# Supplied information:
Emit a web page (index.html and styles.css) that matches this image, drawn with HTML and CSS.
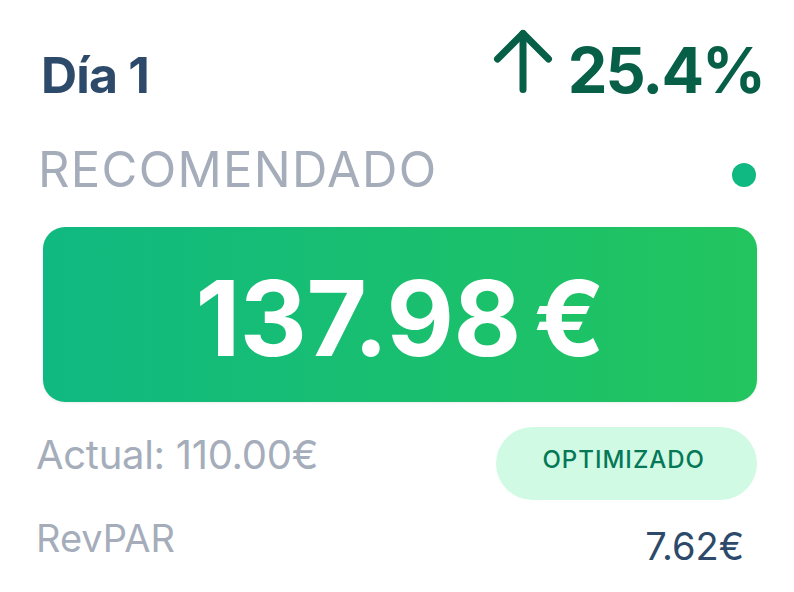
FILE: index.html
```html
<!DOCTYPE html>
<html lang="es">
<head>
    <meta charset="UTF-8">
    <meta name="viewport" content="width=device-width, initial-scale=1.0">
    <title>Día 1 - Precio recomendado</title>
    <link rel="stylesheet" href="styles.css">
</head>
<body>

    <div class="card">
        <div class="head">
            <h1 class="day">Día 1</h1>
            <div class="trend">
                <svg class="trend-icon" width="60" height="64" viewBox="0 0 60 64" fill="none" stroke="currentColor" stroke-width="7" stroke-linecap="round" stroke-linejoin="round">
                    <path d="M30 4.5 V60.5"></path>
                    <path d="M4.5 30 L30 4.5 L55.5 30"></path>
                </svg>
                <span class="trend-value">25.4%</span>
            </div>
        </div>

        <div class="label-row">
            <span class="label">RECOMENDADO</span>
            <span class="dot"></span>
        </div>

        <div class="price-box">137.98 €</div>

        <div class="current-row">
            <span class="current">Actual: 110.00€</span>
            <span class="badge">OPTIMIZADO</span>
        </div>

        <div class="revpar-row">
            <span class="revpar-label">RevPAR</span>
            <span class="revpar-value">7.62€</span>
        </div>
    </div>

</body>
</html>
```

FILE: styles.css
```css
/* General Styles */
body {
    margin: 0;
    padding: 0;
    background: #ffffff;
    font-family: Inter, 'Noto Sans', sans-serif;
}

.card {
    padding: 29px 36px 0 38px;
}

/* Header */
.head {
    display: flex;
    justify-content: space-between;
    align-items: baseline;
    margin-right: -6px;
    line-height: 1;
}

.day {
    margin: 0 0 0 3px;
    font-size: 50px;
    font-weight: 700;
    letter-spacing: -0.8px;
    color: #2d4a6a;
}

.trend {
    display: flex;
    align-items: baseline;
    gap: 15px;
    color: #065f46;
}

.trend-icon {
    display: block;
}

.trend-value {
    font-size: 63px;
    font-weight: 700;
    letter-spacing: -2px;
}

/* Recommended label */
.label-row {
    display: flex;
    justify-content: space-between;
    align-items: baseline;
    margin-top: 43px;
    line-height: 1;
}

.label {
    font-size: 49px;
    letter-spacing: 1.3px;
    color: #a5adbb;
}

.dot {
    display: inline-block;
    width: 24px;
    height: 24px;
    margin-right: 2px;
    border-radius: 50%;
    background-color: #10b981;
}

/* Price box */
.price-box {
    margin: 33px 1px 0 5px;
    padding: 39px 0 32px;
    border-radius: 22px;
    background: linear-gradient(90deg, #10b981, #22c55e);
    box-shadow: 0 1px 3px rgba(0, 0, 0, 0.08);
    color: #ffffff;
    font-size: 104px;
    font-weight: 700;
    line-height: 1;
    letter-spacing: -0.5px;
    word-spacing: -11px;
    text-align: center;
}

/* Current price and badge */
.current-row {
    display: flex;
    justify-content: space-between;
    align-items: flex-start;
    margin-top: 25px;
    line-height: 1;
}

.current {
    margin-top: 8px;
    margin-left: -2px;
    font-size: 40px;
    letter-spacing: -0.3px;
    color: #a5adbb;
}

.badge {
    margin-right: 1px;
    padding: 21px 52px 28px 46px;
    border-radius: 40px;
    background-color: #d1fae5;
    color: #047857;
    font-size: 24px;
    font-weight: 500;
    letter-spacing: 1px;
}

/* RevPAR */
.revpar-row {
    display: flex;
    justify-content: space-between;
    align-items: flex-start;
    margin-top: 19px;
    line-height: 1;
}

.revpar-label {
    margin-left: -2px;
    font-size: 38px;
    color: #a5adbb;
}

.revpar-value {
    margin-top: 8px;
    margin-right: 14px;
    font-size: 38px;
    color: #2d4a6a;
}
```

# What you have to do:
Retype everything in the material word for word, minus pictures.

# Task solution:
Emit a web page (index.html and styles.css) that matches this image, drawn with HTML and CSS.
FILE: index.html
```html
<!DOCTYPE html>
<html lang="es">
<head>
    <meta charset="UTF-8">
    <meta name="viewport" content="width=device-width, initial-scale=1.0">
    <title>Día 1 - Precio recomendado</title>
    <link rel="stylesheet" href="styles.css">
</head>
<body>

    <div class="card">
        <div class="head">
            <h1 class="day">Día 1</h1>
            <div class="trend">
                <svg class="trend-icon" width="60" height="64" viewBox="0 0 60 64" fill="none" stroke="currentColor" stroke-width="7" stroke-linecap="round" stroke-linejoin="round">
                    <path d="M30 4.5 V60.5"></path>
                    <path d="M4.5 30 L30 4.5 L55.5 30"></path>
                </svg>
                <span class="trend-value">25.4%</span>
            </div>
        </div>

        <div class="label-row">
            <span class="label">RECOMENDADO</span>
            <span class="dot"></span>
        </div>

        <div class="price-box">137.98 €</div>

        <div class="current-row">
            <span class="current">Actual: 110.00€</span>
            <span class="badge">OPTIMIZADO</span>
        </div>

        <div class="revpar-row">
            <span class="revpar-label">RevPAR</span>
            <span class="revpar-value">7.62€</span>
        </div>
    </div>

</body>
</html>
```

FILE: styles.css
```css
/* General Styles */
body {
    margin: 0;
    padding: 0;
    background: #ffffff;
    font-family: Inter, 'Noto Sans', sans-serif;
}

.card {
    padding: 29px 36px 0 38px;
}

/* Header */
.head {
    display: flex;
    justify-content: space-between;
    align-items: baseline;
    margin-right: -6px;
    line-height: 1;
}

.day {
    margin: 0 0 0 3px;
    font-size: 50px;
    font-weight: 700;
    letter-spacing: -0.8px;
    color: #2d4a6a;
}

.trend {
    display: flex;
    align-items: baseline;
    gap: 15px;
    color: #065f46;
}

.trend-icon {
    display: block;
}

.trend-value {
    font-size: 63px;
    font-weight: 700;
    letter-spacing: -2px;
}

/* Recommended label */
.label-row {
    display: flex;
    justify-content: space-between;
    align-items: baseline;
    margin-top: 43px;
    line-height: 1;
}

.label {
    font-size: 49px;
    letter-spacing: 1.3px;
    color: #a5adbb;
}

.dot {
    display: inline-block;
    width: 24px;
    height: 24px;
    margin-right: 2px;
    border-radius: 50%;
    background-color: #10b981;
}

/* Price box */
.price-box {
    margin: 33px 1px 0 5px;
    padding: 39px 0 32px;
    border-radius: 22px;
    background: linear-gradient(90deg, #10b981, #22c55e);
    box-shadow: 0 1px 3px rgba(0, 0, 0, 0.08);
    color: #ffffff;
    font-size: 104px;
    font-weight: 700;
    line-height: 1;
    letter-spacing: -0.5px;
    word-spacing: -11px;
    text-align: center;
}

/* Current price and badge */
.current-row {
    display: flex;
    justify-content: space-between;
    align-items: flex-start;
    margin-top: 25px;
    line-height: 1;
}

.current {
    margin-top: 8px;
    margin-left: -2px;
    font-size: 40px;
    letter-spacing: -0.3px;
    color: #a5adbb;
}

.badge {
    margin-right: 1px;
    padding: 21px 52px 28px 46px;
    border-radius: 40px;
    background-color: #d1fae5;
    color: #047857;
    font-size: 24px;
    font-weight: 500;
    letter-spacing: 1px;
}

/* RevPAR */
.revpar-row {
    display: flex;
    justify-content: space-between;
    align-items: flex-start;
    margin-top: 19px;
    line-height: 1;
}

.revpar-label {
    margin-left: -2px;
    font-size: 38px;
    color: #a5adbb;
}

.revpar-value {
    margin-top: 8px;
    margin-right: 14px;
    font-size: 38px;
    color: #2d4a6a;
}
```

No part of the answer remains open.